Burke joined Tulane Law in 2024, and is formely the Dean at the University of Oregon School of Law and a former acting assistant secretary for the U.S. Department of the Interior. Burke specializes in property, land use and environmental and natural resources law. She has published extensively in leading law reviews. Burke earned her bachelor's degree from the University of North Carolina at Chapel Hill, where she was a member of Phi Beta Kappa. She earned her juris doctor from Yale Law School, where she was an editor of both the Yale Journal of International Law and the Yale Journal of Law and Feminism.
After law school, Burke clerked for the Honorable Raymond A. Jackson of the Eastern District of Virginia and later joined the law firm of Cleary, Gottlieb, Steen & Hamilton, where her practice focused on environmental law, antitrust and civil and criminal litigation. She also served as a visiting professor at Rutgers School of Law in 2001.

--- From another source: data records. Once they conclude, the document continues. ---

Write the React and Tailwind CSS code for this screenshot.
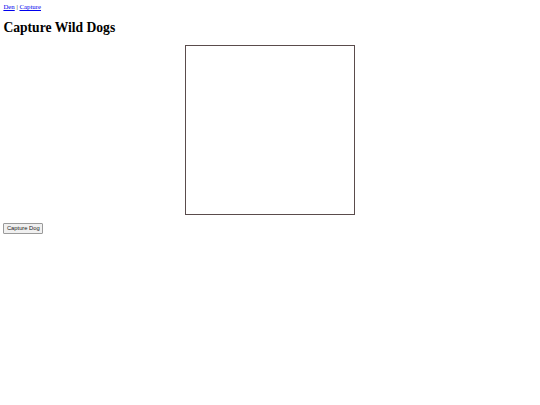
export default function App() {
  return (
    <div className="min-h-screen bg-white px-[3.4px] pt-[3.4px] text-black" style={{ fontFamily: '"Liberation Serif", serif' }}>
      <nav className="text-[6.8px] leading-[7.8px]">
        <a href="#den" className="text-[#0000ee] underline">Den</a>
        <span> | </span>
        <a href="#capture" className="text-[#0000ee] underline">Capture</a>
      </nav>
      <h1 className="my-[9.1px] text-[13.6px] font-bold leading-[15.6px]">Capture Wild Dogs</h1>
      <div className="mx-auto h-[170px] w-[170px] border border-[#5a4c4c]" />
      <div className="mt-[8px] flex">
        <button
          className="rounded-[1px] border border-[#9a9a9a] bg-[#f0f0f0] px-[2.5px] py-[1.5px] text-[5.8px] leading-[6.5px] text-[#222]"
          style={{ fontFamily: '"Liberation Sans", Arial, sans-serif' }}
        >
          Capture Dog
        </button>
      </div>
    </div>
  );
}
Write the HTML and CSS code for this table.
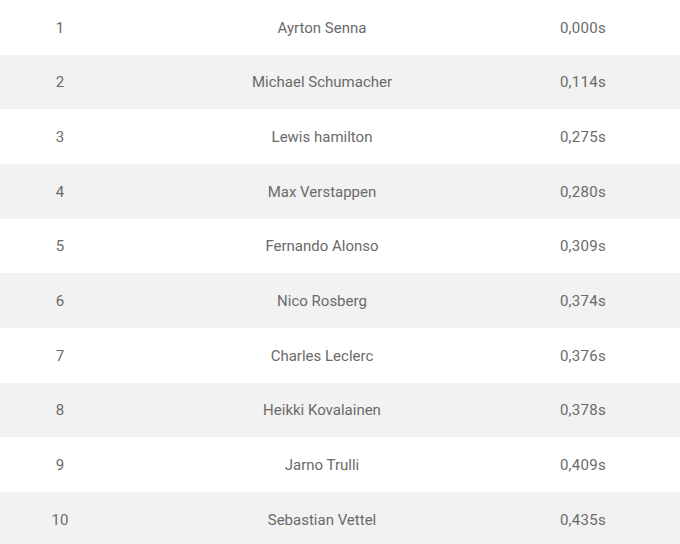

In 2002, Burke joined the law faculty at the University of Houston. From 2009 to 2013, she served in the U.S. Department of the Interior. Initially she was deputy director for programs and policy for the Bureau of Land Management (BLM) and then was appointed acting assistant secretary for land and minerals management for the Department by President Barack Obama. In the latter role, she helped develop the land use, resource management and regulatory oversight policies administered by the BLM, the Bureau of Ocean Energy Management, the Bureau of Safety and Environmental Enforcement and the Office of Surface Mining Reclamation and Enforcement.

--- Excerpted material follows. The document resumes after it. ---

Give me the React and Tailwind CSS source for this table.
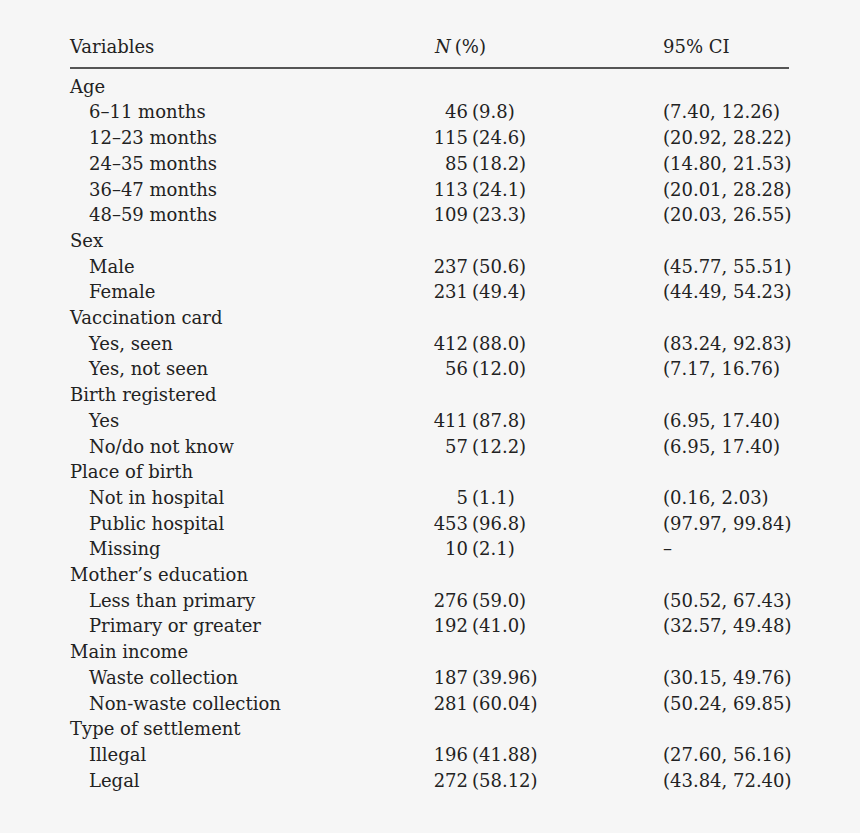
import React from "react";

const rows = [
  { label: "Age", head: true },
  { label: "6–11 months", n: "46", p: "(9.8)", ci: "(7.40, 12.26)" },
  { label: "12–23 months", n: "115", p: "(24.6)", ci: "(20.92, 28.22)" },
  { label: "24–35 months", n: "85", p: "(18.2)", ci: "(14.80, 21.53)" },
  { label: "36–47 months", n: "113", p: "(24.1)", ci: "(20.01, 28.28)" },
  { label: "48–59 months", n: "109", p: "(23.3)", ci: "(20.03, 26.55)" },
  { label: "Sex", head: true },
  { label: "Male", n: "237", p: "(50.6)", ci: "(45.77, 55.51)" },
  { label: "Female", n: "231", p: "(49.4)", ci: "(44.49, 54.23)" },
  { label: "Vaccination card", head: true },
  { label: "Yes, seen", n: "412", p: "(88.0)", ci: "(83.24, 92.83)" },
  { label: "Yes, not seen", n: "56", p: "(12.0)", ci: "(7.17, 16.76)" },
  { label: "Birth registered", head: true },
  { label: "Yes", n: "411", p: "(87.8)", ci: "(6.95, 17.40)" },
  { label: "No/do not know", n: "57", p: "(12.2)", ci: "(6.95, 17.40)" },
  { label: "Place of birth", head: true },
  { label: "Not in hospital", n: "5", p: "(1.1)", ci: "(0.16, 2.03)" },
  { label: "Public hospital", n: "453", p: "(96.8)", ci: "(97.97, 99.84)" },
  { label: "Missing", n: "10", p: "(2.1)", ci: "–" },
  { label: "Mother’s education", head: true },
  { label: "Less than primary", n: "276", p: "(59.0)", ci: "(50.52, 67.43)" },
  { label: "Primary or greater", n: "192", p: "(41.0)", ci: "(32.57, 49.48)" },
  { label: "Main income", head: true },
  { label: "Waste collection", n: "187", p: "(39.96)", ci: "(30.15, 49.76)" },
  { label: "Non-waste collection", n: "281", p: "(60.04)", ci: "(50.24, 69.85)" },
  { label: "Type of settlement", head: true },
  { label: "Illegal", n: "196", p: "(41.88)", ci: "(27.60, 56.16)" },
  { label: "Legal", n: "272", p: "(58.12)", ci: "(43.84, 72.40)" },
];

export default function App() {
  return (
    <div
      className="w-[860px] h-[833px] overflow-hidden bg-[#f6f6f6] text-[#222] text-[18px] leading-[25.7px] pt-[34px] pl-[70px] whitespace-nowrap"
      style={{ fontFamily: '"DejaVu Serif", serif' }}
    >
      <div className="w-[719px]">
        <div className="grid grid-cols-[346px_52px_195px_126px] pb-[7px]">
          <div>Variables</div>
          <div className="col-span-2 pl-[19px]">
            <span className="italic">N</span>
            <span className="pl-[4px]">(%)</span>
          </div>
          <div>95% CI</div>
        </div>
        <div className="h-[2px] bg-[#555]" />
        <div className="pt-[5px]">
          {rows.map((r, i) => (
            <div key={i} className="grid grid-cols-[346px_52px_195px_126px]">
              <div className={r.head ? "" : "pl-[19px]"}>{r.label}</div>
              <div className="text-right">{r.n || ""}</div>
              <div className="pl-[4px]">{r.p || ""}</div>
              <div>{r.ci || ""}</div>
            </div>
          ))}
        </div>
      </div>
    </div>
  );
}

Following her term at the Department of the Interior, Burke returned to the University of Houston Law Center as an associate professor of law and later served as associate dean. Known for her engaging personality and rapport with students and colleagues alike, she was named professor of the year by the Law Center’s Black Law Students Association. In 2017 she was appointed dean of the University of Oregon’s law school, where she has been hailed as an ambitious, focused and strategic leader. She also currently serves as the chair of the board of trustees for the Law School Admission Council.